Another day we booked a levada hike. Yes, you can rent a car and drive yourself, but after seeing the roads we were very glad we didn’t have to drive. Levadas are man-made irrigation ditches carved out of the lava basalt to carry water from the mountains to the lower areas of the island. Through the years, walks have been developed next to the levadas to make maintenance easier. We chose the Risco and 25 Fontes walks because they could be done together. We enjoyed the 9+ mile walk up and down hills and stairs, through tunnels and water, and even through mud. There are no toilets on these walks, so be prepared to visit a bush if necessary. (They do have designated "male" and "female" bushes near the falls if you can't wait!)
After our levada walk we stopped at Chocolate e Menta for batidos, fruity drinks similar to smoothies. We must have looked natural on the balcony overlooking the plaza, because cruise shippers stopped and asked if they could take our picture.

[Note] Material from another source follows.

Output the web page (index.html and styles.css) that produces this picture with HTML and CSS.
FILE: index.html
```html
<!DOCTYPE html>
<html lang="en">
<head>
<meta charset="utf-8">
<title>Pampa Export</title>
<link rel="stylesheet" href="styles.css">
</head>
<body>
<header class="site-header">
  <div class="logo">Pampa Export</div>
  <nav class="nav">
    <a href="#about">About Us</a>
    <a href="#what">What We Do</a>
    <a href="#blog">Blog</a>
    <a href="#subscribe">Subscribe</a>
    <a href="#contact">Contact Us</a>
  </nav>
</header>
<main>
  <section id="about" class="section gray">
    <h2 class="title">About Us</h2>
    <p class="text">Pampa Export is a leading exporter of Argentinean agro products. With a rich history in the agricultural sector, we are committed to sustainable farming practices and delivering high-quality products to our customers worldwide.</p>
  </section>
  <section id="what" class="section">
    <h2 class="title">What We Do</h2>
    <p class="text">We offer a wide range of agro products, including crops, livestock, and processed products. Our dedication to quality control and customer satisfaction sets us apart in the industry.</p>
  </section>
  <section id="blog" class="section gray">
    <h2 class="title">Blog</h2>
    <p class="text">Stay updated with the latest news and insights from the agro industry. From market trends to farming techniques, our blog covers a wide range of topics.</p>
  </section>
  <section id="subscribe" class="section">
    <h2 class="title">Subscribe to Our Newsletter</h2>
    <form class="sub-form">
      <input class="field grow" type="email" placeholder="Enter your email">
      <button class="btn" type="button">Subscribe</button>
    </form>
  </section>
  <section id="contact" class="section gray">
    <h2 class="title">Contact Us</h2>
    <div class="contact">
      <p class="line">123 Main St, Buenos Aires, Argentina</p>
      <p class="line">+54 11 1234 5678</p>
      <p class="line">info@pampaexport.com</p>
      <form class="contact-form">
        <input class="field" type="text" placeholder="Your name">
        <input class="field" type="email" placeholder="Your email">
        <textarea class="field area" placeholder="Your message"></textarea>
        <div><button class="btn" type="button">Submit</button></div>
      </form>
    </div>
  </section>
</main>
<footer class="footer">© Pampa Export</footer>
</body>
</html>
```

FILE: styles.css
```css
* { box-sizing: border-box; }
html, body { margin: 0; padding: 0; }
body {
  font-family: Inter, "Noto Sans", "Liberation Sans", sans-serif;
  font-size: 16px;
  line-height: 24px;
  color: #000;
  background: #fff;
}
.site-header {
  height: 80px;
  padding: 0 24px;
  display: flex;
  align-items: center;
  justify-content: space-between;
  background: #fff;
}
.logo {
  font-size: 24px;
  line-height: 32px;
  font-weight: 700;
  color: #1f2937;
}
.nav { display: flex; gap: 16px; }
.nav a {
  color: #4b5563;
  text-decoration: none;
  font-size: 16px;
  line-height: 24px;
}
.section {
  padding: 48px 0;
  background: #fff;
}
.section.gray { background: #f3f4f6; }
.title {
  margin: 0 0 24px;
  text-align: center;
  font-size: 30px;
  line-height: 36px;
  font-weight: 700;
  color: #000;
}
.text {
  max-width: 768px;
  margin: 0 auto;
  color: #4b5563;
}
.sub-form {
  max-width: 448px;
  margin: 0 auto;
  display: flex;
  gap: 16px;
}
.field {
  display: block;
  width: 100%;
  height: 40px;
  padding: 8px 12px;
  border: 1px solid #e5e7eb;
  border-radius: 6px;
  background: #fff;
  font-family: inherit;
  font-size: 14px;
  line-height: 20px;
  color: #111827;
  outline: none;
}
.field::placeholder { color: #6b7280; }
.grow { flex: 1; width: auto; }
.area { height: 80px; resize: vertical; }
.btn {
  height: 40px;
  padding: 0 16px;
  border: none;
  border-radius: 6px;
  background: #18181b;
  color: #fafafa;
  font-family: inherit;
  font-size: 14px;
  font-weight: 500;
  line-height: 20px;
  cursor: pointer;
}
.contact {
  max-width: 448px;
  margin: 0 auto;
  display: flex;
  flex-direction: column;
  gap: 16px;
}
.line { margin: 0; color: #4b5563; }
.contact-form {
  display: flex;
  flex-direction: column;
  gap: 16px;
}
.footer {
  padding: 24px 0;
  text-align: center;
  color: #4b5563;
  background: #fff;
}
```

We stayed at the Belmond Reid's Palace, a beautiful upscale historic hotel. We were escorted to our room the first time, which was lucky because getting to it was very complicated. Breathtaking sunrise views (around 8:00 a.m.) were fabulous from our balcony. The breakfasts, the service, the gardens, the heated pool, everything was wonderful.

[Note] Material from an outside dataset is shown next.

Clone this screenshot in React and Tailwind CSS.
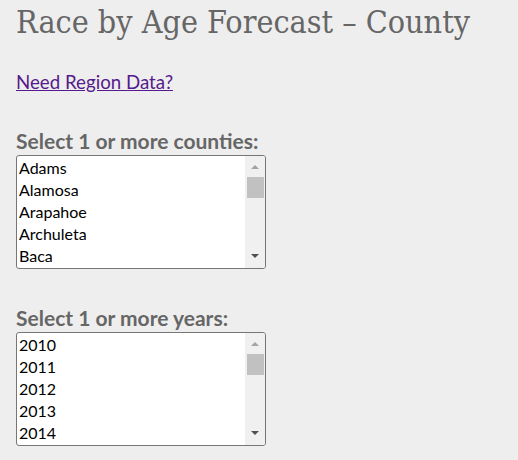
import React from "react";

const counties = ["Adams", "Alamosa", "Arapahoe", "Archuleta", "Baca"];
const years = ["2010", "2011", "2012", "2013", "2014"];

function ListBox({ items }) {
  return (
    <div className="flex w-[250px] h-[114px] border border-[#767676] rounded-[3px] bg-white overflow-hidden">
      <div className="flex-1 pl-[2px] pt-[1px] text-[16px] leading-[22px] text-black font-['Lato',sans-serif]">
        {items.map((item) => (
          <div key={item}>{item}</div>
        ))}
      </div>
      {/* fake scrollbar */}
      <div className="relative w-[20px] bg-[#f0f0f0]">
        <div className="absolute left-[6px] top-[9px] w-0 h-0 border-l-[4px] border-r-[4px] border-b-[4px] border-l-transparent border-r-transparent border-b-[#a3a3a3]" />
        <div className="absolute left-[2px] top-[21px] w-[17px] h-[21px] bg-[#c1c1c1]" />
        <div className="absolute left-[6px] bottom-[10px] w-0 h-0 border-l-[4px] border-r-[4px] border-t-[4px] border-l-transparent border-r-transparent border-t-[#505050]" />
      </div>
    </div>
  );
}

export default function App() {
  return (
    <div className="min-h-screen bg-[#eeeeee] px-4 pt-[2px]">
      <h1 className="text-[32px] leading-[40px] text-[#666666] font-['DejaVu_Serif_Condensed','DejaVu_Serif',serif]">
        Race by Age Forecast – County
      </h1>

      <a
        href="#"
        className="inline-block mt-[28px] text-[18.7px] leading-[24px] text-[#551a8b] underline font-['Lato',sans-serif]"
      >
        Need Region Data?
      </a>

      <div className="mt-[34px]">
        <label className="block mb-[2px] text-[21px] leading-[24px] font-bold text-[#666666] font-['Lato',sans-serif]">
          Select 1 or more counties:
        </label>
        <ListBox items={counties} />
      </div>

      <div className="mt-[37px]">
        <label className="block mb-[2px] text-[21px] leading-[24px] font-bold text-[#666666] font-['Lato',sans-serif]">
          Select 1 or more years:
        </label>
        <ListBox items={years} />
      </div>
    </div>
  );
}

We enjoyed simply walking around and taking in the beauty of Funchal. It's a wonderfully relaxing island!We took our time exploring markets, cathedrals, and shops so that our 3+ days were not enough. There was still a tour of the eastern part of the island, more levada walks, and more opportunities to relax at the pool, stroll in the beautiful gardens, and sip Madeira wine at restaurants, However, home beckoned, so we reluctantly left this wonderful island.